GIVEN PROBLEM:
Output all the data exactly. Pictures do not belong in the copy.

PROVIDED MATERIAL:
- - -

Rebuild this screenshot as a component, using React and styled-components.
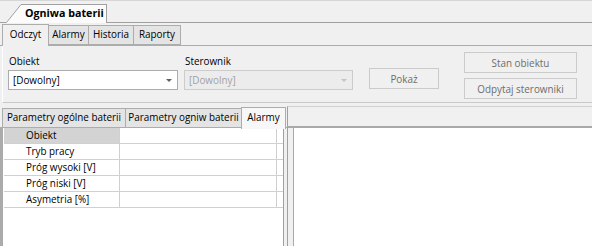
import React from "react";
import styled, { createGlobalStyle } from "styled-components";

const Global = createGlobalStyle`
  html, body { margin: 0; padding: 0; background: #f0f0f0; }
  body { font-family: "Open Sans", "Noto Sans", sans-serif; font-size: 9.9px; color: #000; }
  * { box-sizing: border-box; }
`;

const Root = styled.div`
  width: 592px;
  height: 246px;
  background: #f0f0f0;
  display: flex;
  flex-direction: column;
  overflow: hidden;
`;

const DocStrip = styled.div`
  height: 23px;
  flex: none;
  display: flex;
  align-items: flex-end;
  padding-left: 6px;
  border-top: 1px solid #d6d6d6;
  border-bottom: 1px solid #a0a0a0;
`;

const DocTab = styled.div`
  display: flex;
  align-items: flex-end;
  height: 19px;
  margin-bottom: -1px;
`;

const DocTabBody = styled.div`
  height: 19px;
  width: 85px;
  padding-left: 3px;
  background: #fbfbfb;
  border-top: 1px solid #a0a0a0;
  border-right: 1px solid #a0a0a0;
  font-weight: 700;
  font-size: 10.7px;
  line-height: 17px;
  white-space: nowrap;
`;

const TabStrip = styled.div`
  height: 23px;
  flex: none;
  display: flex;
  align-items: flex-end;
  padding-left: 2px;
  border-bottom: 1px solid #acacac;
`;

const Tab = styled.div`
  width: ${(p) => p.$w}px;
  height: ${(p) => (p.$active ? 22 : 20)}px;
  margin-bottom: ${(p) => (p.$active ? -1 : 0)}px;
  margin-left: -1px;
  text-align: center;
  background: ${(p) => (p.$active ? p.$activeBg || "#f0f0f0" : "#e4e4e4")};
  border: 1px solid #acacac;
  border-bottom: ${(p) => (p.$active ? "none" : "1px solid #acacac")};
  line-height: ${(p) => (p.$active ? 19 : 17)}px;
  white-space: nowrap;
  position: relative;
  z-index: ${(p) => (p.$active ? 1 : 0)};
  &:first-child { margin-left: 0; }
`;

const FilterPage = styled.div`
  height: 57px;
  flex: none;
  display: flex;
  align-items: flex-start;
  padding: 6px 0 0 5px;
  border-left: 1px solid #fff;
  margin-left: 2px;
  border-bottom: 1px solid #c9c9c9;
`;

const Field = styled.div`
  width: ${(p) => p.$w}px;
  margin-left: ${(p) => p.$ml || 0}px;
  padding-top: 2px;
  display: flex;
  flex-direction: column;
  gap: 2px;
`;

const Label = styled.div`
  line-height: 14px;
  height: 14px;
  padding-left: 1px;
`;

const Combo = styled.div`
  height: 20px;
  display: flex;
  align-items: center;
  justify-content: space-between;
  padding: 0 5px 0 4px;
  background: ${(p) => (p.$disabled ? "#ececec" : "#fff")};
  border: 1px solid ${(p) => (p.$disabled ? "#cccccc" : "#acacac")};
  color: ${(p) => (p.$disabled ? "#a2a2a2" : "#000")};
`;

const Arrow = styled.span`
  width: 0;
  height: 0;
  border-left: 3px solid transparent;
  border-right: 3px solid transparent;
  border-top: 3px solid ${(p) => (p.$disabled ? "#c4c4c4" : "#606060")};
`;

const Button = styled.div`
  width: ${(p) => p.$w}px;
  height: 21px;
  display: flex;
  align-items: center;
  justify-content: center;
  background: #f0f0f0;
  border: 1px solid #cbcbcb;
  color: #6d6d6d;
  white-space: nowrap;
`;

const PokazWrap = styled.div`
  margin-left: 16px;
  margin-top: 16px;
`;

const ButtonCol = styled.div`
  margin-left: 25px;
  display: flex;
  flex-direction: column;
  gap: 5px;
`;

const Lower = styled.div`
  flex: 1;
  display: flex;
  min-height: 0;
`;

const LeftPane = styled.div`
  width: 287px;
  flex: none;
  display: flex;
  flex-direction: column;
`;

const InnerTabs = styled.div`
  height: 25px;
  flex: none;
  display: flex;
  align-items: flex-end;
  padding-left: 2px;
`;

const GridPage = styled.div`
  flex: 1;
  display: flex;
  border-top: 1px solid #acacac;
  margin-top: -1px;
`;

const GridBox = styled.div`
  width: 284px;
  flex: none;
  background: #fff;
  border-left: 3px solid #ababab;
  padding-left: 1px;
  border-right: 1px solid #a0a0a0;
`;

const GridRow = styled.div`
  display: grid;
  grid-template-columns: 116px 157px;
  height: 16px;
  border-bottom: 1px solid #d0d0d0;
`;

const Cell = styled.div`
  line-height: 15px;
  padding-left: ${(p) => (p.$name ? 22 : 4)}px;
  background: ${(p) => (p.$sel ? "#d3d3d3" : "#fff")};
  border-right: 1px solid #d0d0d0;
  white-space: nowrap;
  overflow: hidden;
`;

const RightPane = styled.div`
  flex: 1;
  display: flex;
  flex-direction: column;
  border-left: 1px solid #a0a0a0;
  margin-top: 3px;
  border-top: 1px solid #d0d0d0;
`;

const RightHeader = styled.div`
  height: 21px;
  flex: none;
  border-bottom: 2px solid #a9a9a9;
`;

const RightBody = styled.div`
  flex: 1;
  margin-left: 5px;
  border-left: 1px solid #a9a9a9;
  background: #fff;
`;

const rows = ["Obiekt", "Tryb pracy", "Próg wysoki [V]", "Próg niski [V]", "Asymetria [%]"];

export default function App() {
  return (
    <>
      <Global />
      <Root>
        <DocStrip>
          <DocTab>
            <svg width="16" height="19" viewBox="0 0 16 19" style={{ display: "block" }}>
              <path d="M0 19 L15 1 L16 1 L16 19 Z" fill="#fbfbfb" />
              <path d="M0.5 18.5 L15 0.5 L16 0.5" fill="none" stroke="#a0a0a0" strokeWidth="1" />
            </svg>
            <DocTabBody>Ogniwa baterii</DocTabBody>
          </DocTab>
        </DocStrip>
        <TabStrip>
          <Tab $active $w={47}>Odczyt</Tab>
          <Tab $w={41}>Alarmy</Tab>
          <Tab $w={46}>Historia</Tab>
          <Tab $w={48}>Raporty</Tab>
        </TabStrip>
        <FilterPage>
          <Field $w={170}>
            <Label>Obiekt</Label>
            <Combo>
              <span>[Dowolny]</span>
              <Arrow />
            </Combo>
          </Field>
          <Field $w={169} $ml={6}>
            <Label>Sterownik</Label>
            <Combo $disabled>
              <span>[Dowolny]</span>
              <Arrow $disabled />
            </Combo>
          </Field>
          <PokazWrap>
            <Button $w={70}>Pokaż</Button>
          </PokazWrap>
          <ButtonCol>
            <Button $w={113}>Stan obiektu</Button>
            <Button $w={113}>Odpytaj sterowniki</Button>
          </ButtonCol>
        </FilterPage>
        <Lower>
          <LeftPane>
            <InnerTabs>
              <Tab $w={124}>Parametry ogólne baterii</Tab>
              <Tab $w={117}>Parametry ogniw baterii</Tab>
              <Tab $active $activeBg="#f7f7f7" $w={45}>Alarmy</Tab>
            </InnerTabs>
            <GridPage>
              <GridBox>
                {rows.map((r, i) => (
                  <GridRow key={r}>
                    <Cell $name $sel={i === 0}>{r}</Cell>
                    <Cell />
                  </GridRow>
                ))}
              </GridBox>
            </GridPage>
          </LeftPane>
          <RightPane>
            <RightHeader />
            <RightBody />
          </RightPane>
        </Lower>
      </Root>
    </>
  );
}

- - -

COMPLETE ANSWER:
Rebuild this screenshot as a component, using React and styled-components.
import React from "react";
import styled, { createGlobalStyle } from "styled-components";

const Global = createGlobalStyle`
  html, body { margin: 0; padding: 0; background: #f0f0f0; }
  body { font-family: "Open Sans", "Noto Sans", sans-serif; font-size: 9.9px; color: #000; }
  * { box-sizing: border-box; }
`;

const Root = styled.div`
  width: 592px;
  height: 246px;
  background: #f0f0f0;
  display: flex;
  flex-direction: column;
  overflow: hidden;
`;

const DocStrip = styled.div`
  height: 23px;
  flex: none;
  display: flex;
  align-items: flex-end;
  padding-left: 6px;
  border-top: 1px solid #d6d6d6;
  border-bottom: 1px solid #a0a0a0;
`;

const DocTab = styled.div`
  display: flex;
  align-items: flex-end;
  height: 19px;
  margin-bottom: -1px;
`;

const DocTabBody = styled.div`
  height: 19px;
  width: 85px;
  padding-left: 3px;
  background: #fbfbfb;
  border-top: 1px solid #a0a0a0;
  border-right: 1px solid #a0a0a0;
  font-weight: 700;
  font-size: 10.7px;
  line-height: 17px;
  white-space: nowrap;
`;

const TabStrip = styled.div`
  height: 23px;
  flex: none;
  display: flex;
  align-items: flex-end;
  padding-left: 2px;
  border-bottom: 1px solid #acacac;
`;

const Tab = styled.div`
  width: ${(p) => p.$w}px;
  height: ${(p) => (p.$active ? 22 : 20)}px;
  margin-bottom: ${(p) => (p.$active ? -1 : 0)}px;
  margin-left: -1px;
  text-align: center;
  background: ${(p) => (p.$active ? p.$activeBg || "#f0f0f0" : "#e4e4e4")};
  border: 1px solid #acacac;
  border-bottom: ${(p) => (p.$active ? "none" : "1px solid #acacac")};
  line-height: ${(p) => (p.$active ? 19 : 17)}px;
  white-space: nowrap;
  position: relative;
  z-index: ${(p) => (p.$active ? 1 : 0)};
  &:first-child { margin-left: 0; }
`;

const FilterPage = styled.div`
  height: 57px;
  flex: none;
  display: flex;
  align-items: flex-start;
  padding: 6px 0 0 5px;
  border-left: 1px solid #fff;
  margin-left: 2px;
  border-bottom: 1px solid #c9c9c9;
`;

const Field = styled.div`
  width: ${(p) => p.$w}px;
  margin-left: ${(p) => p.$ml || 0}px;
  padding-top: 2px;
  display: flex;
  flex-direction: column;
  gap: 2px;
`;

const Label = styled.div`
  line-height: 14px;
  height: 14px;
  padding-left: 1px;
`;

const Combo = styled.div`
  height: 20px;
  display: flex;
  align-items: center;
  justify-content: space-between;
  padding: 0 5px 0 4px;
  background: ${(p) => (p.$disabled ? "#ececec" : "#fff")};
  border: 1px solid ${(p) => (p.$disabled ? "#cccccc" : "#acacac")};
  color: ${(p) => (p.$disabled ? "#a2a2a2" : "#000")};
`;

const Arrow = styled.span`
  width: 0;
  height: 0;
  border-left: 3px solid transparent;
  border-right: 3px solid transparent;
  border-top: 3px solid ${(p) => (p.$disabled ? "#c4c4c4" : "#606060")};
`;

const Button = styled.div`
  width: ${(p) => p.$w}px;
  height: 21px;
  display: flex;
  align-items: center;
  justify-content: center;
  background: #f0f0f0;
  border: 1px solid #cbcbcb;
  color: #6d6d6d;
  white-space: nowrap;
`;

const PokazWrap = styled.div`
  margin-left: 16px;
  margin-top: 16px;
`;

const ButtonCol = styled.div`
  margin-left: 25px;
  display: flex;
  flex-direction: column;
  gap: 5px;
`;

const Lower = styled.div`
  flex: 1;
  display: flex;
  min-height: 0;
`;

const LeftPane = styled.div`
  width: 287px;
  flex: none;
  display: flex;
  flex-direction: column;
`;

const InnerTabs = styled.div`
  height: 25px;
  flex: none;
  display: flex;
  align-items: flex-end;
  padding-left: 2px;
`;

const GridPage = styled.div`
  flex: 1;
  display: flex;
  border-top: 1px solid #acacac;
  margin-top: -1px;
`;

const GridBox = styled.div`
  width: 284px;
  flex: none;
  background: #fff;
  border-left: 3px solid #ababab;
  padding-left: 1px;
  border-right: 1px solid #a0a0a0;
`;

const GridRow = styled.div`
  display: grid;
  grid-template-columns: 116px 157px;
  height: 16px;
  border-bottom: 1px solid #d0d0d0;
`;

const Cell = styled.div`
  line-height: 15px;
  padding-left: ${(p) => (p.$name ? 22 : 4)}px;
  background: ${(p) => (p.$sel ? "#d3d3d3" : "#fff")};
  border-right: 1px solid #d0d0d0;
  white-space: nowrap;
  overflow: hidden;
`;

const RightPane = styled.div`
  flex: 1;
  display: flex;
  flex-direction: column;
  border-left: 1px solid #a0a0a0;
  margin-top: 3px;
  border-top: 1px solid #d0d0d0;
`;

const RightHeader = styled.div`
  height: 21px;
  flex: none;
  border-bottom: 2px solid #a9a9a9;
`;

const RightBody = styled.div`
  flex: 1;
  margin-left: 5px;
  border-left: 1px solid #a9a9a9;
  background: #fff;
`;

const rows = ["Obiekt", "Tryb pracy", "Próg wysoki [V]", "Próg niski [V]", "Asymetria [%]"];

export default function App() {
  return (
    <>
      <Global />
      <Root>
        <DocStrip>
          <DocTab>
            <svg width="16" height="19" viewBox="0 0 16 19" style={{ display: "block" }}>
              <path d="M0 19 L15 1 L16 1 L16 19 Z" fill="#fbfbfb" />
              <path d="M0.5 18.5 L15 0.5 L16 0.5" fill="none" stroke="#a0a0a0" strokeWidth="1" />
            </svg>
            <DocTabBody>Ogniwa baterii</DocTabBody>
          </DocTab>
        </DocStrip>
        <TabStrip>
          <Tab $active $w={47}>Odczyt</Tab>
          <Tab $w={41}>Alarmy</Tab>
          <Tab $w={46}>Historia</Tab>
          <Tab $w={48}>Raporty</Tab>
        </TabStrip>
        <FilterPage>
          <Field $w={170}>
            <Label>Obiekt</Label>
            <Combo>
              <span>[Dowolny]</span>
              <Arrow />
            </Combo>
          </Field>
          <Field $w={169} $ml={6}>
            <Label>Sterownik</Label>
            <Combo $disabled>
              <span>[Dowolny]</span>
              <Arrow $disabled />
            </Combo>
          </Field>
          <PokazWrap>
            <Button $w={70}>Pokaż</Button>
          </PokazWrap>
          <ButtonCol>
            <Button $w={113}>Stan obiektu</Button>
            <Button $w={113}>Odpytaj sterowniki</Button>
          </ButtonCol>
        </FilterPage>
        <Lower>
          <LeftPane>
            <InnerTabs>
              <Tab $w={124}>Parametry ogólne baterii</Tab>
              <Tab $w={117}>Parametry ogniw baterii</Tab>
              <Tab $active $activeBg="#f7f7f7" $w={45}>Alarmy</Tab>
            </InnerTabs>
            <GridPage>
              <GridBox>
                {rows.map((r, i) => (
                  <GridRow key={r}>
                    <Cell $name $sel={i === 0}>{r}</Cell>
                    <Cell />
                  </GridRow>
                ))}
              </GridBox>
            </GridPage>
          </LeftPane>
          <RightPane>
            <RightHeader />
            <RightBody />
          </RightPane>
        </Lower>
      </Root>
    </>
  );
}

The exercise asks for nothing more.